Model Drift Explained¶
Introduction¶
Model drift is performance degradation after deployment. It is different from data drift: data can change without immediate proof of worse accuracy, while model drift is about prediction quality.
What Can Go Wrong in Production¶
Ground truth labels may arrive days or weeks later. By the time the team sees degraded recall or precision, users may already be affected.
Key Metrics to Monitor¶
Monitor delayed accuracy, precision, recall, F1, business KPIs, prediction distribution, calibration, segment-level performance, and manual override rates.
Practical Example¶
When labels arrive, evaluate production predictions by model version:
from sklearn.metrics import f1_score
y_true = [1, 0, 1, 1, 0, 0]
y_pred = [1, 0, 0, 1, 1, 0]
print({"model_version": "churn:17", "f1": round(f1_score(y_true, y_pred), 3)})
{'model_version': 'churn:17', 'f1': 0.667}
Detection Strategy¶
Join predictions with later labels, compare to the approved baseline, and retrain only when evidence justifies it. For critical models, evaluate by segment.
Common Mistakes¶
- Confusing data drift with proven model drift.
- Waiting for overall accuracy while a key segment degrades.
- Retraining automatically without checking data quality.

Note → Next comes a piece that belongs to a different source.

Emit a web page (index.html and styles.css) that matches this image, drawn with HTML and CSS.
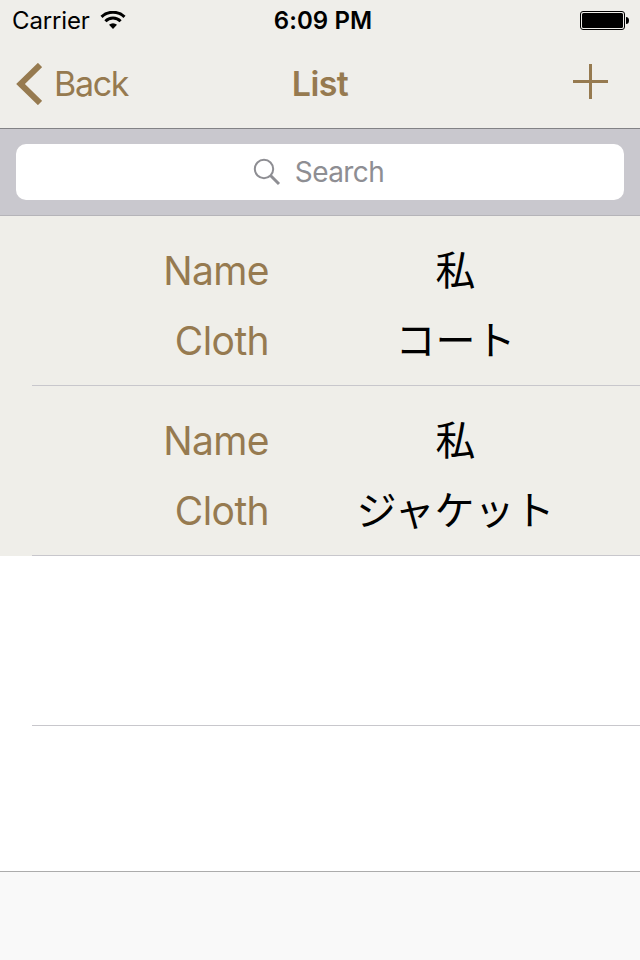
FILE: index.html
```
<!DOCTYPE html>
<html lang="ja">
<head>
    <meta charset="UTF-8">
    <meta name="viewport" content="width=device-width, initial-scale=1.0">
    <title>List</title>
    <link rel="stylesheet" href="styles.css">
</head>
<body>
    <header class="header">
        <div class="status-bar">
            <div class="carrier">
                <span class="carrier-name">Carrier</span>
                <svg class="wifi" width="26" height="18" viewBox="0 0 26 18">
                    <path d="M1.5 5.8 A16.8 16.8 0 0 1 24.5 5.8" fill="none" stroke="#000" stroke-width="3"/>
                    <path d="M5.4 10.2 A10.8 10.8 0 0 1 20.6 10.2" fill="none" stroke="#000" stroke-width="3"/>
                    <path d="M13 18 L9 13.8 A6 6 0 0 1 17 13.8 Z"/>
                </svg>
            </div>
            <div class="clock">6:09 PM</div>
            <svg class="battery" width="49" height="19" viewBox="0 0 49 19">
                <rect x="0.5" y="0.5" width="44" height="18" rx="2.5" fill="none" stroke="#000"/>
                <rect x="2" y="2" width="41" height="15" rx="1.5"/>
                <path d="M46 6 Q49 6 49 9.5 Q49 13 46 13 Z"/>
            </svg>
        </div>
        <nav class="nav-bar">
            <a class="back-button" href="#">
                <svg class="chevron" width="26" height="42" viewBox="0 0 26 42">
                    <path d="M24 2 L4.5 21 L24 40" fill="none" stroke="#967a50" stroke-width="6"/>
                </svg>
                <span class="back-label">Back</span>
            </a>
            <h1 class="nav-title">List</h1>
            <a class="add-button" href="#">
                <svg width="35" height="35" viewBox="0 0 35 35">
                    <path d="M17.5 0 V35 M0 17.5 H35" stroke="#967a50" stroke-width="3"/>
                </svg>
            </a>
        </nav>
    </header>

    <div class="search-bar">
        <div class="search-field">
            <svg class="search-icon" width="28" height="28" viewBox="0 0 28 28">
                <circle cx="11" cy="11" r="9.2" fill="none" stroke="#8e8e93" stroke-width="2"/>
                <path d="M17.5 17.5 L26 26" stroke="#8e8e93" stroke-width="3"/>
            </svg>
            <span class="search-label">Search</span>
        </div>
    </div>

    <main class="list">
        <div class="cell">
            <div class="label">Name</div>
            <div class="value">私</div>
            <div class="label">Cloth</div>
            <div class="value">コート</div>
        </div>
        <div class="cell">
            <div class="label">Name</div>
            <div class="value">私</div>
            <div class="label">Cloth</div>
            <div class="value">ジャケット</div>
        </div>
        <div class="cell empty"></div>
    </main>

    <footer class="toolbar"></footer>
</body>
</html>
```

FILE: styles.css
```
* {
    margin: 0;
    padding: 0;
    box-sizing: border-box;
}

body {
    font-family: Inter, "Noto Sans CJK JP", sans-serif;
    background: #fff;
    color: #000;
    height: 960px;
    display: flex;
    flex-direction: column;
    overflow: hidden;
}

.header {
    height: 129px;
    background: #efeeea;
    border-bottom: 1px solid #828286;
}

.status-bar {
    display: grid;
    grid-template-columns: 1fr auto 1fr;
    align-items: center;
    height: 40px;
    padding: 0 11px 0 12px;
}

.carrier {
    display: flex;
    align-items: center;
    gap: 10px;
    font-size: 24px;
    letter-spacing: -0.15px;
}

.clock {
    padding-left: 5px;
    font-size: 24px;
    font-weight: 600;
    letter-spacing: 0.1px;
}

.battery {
    justify-self: end;
}

.nav-bar {
    display: grid;
    grid-template-columns: 1fr auto 1fr;
    align-items: center;
    height: 88px;
    padding: 0 16px;
    color: #967a50;
}

.nav-bar a {
    color: inherit;
    text-decoration: none;
}

.back-button {
    display: flex;
    align-items: center;
    gap: 12px;
    font-size: 34px;
    letter-spacing: -1.3px;
}

.nav-title {
    font-size: 34px;
    font-weight: 600;
    letter-spacing: -0.6px;
}

.back-label,
.nav-title {
    padding-bottom: 1px;
}

.add-button {
    display: flex;
    justify-self: end;
    margin-right: 16px;
    padding-bottom: 5px;
}

.search-bar {
    height: 87px;
    padding: 15px 16px;
    background: #c9c8ce;
    border-bottom: 1px solid #b5b4b9;
}

.search-field {
    display: flex;
    align-items: center;
    justify-content: center;
    gap: 14px;
    height: 56px;
    padding-right: 3px;
    border-radius: 10px;
    background: #fff;
    color: #8e8e93;
    font-size: 28px;
    letter-spacing: -0.6px;
}

.list {
    flex: 1;
}

.cell {
    display: grid;
    grid-template-columns: 269px 1fr;
    grid-template-rows: 70px 70px;
    align-items: center;
    height: 170px;
    padding-top: 19px;
    background: linear-gradient(#c8c7cc, #c8c7cc) 32px 100% / 100% 1px no-repeat #efeee9;
}

.cell.empty {
    background-color: #fff;
}

.label {
    color: #967a50;
    font-size: 39px;
    letter-spacing: -0.6px;
    text-align: right;
}

.value {
    width: 373px;
    padding-bottom: 5px;
    font-family: "Noto Sans CJK JP", sans-serif;
    font-size: 40px;
    line-height: 58px;
    text-align: center;
}

.toolbar {
    height: 89px;
    background: #f9f9f9;
    border-top: 1px solid #acacac;
}
```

- Not storing prediction IDs needed to join labels later.
Quick Checklist¶
- Are predictions logged with IDs and model version?
- Can labels be joined later?
- Are metrics compared to baseline?
- Are segment-level metrics available?
- Is retraining reviewed and tested?
Related Guides¶
Summary¶
Learn how model performance can degrade over time and how monitoring, labels, and retraining help manage model drift.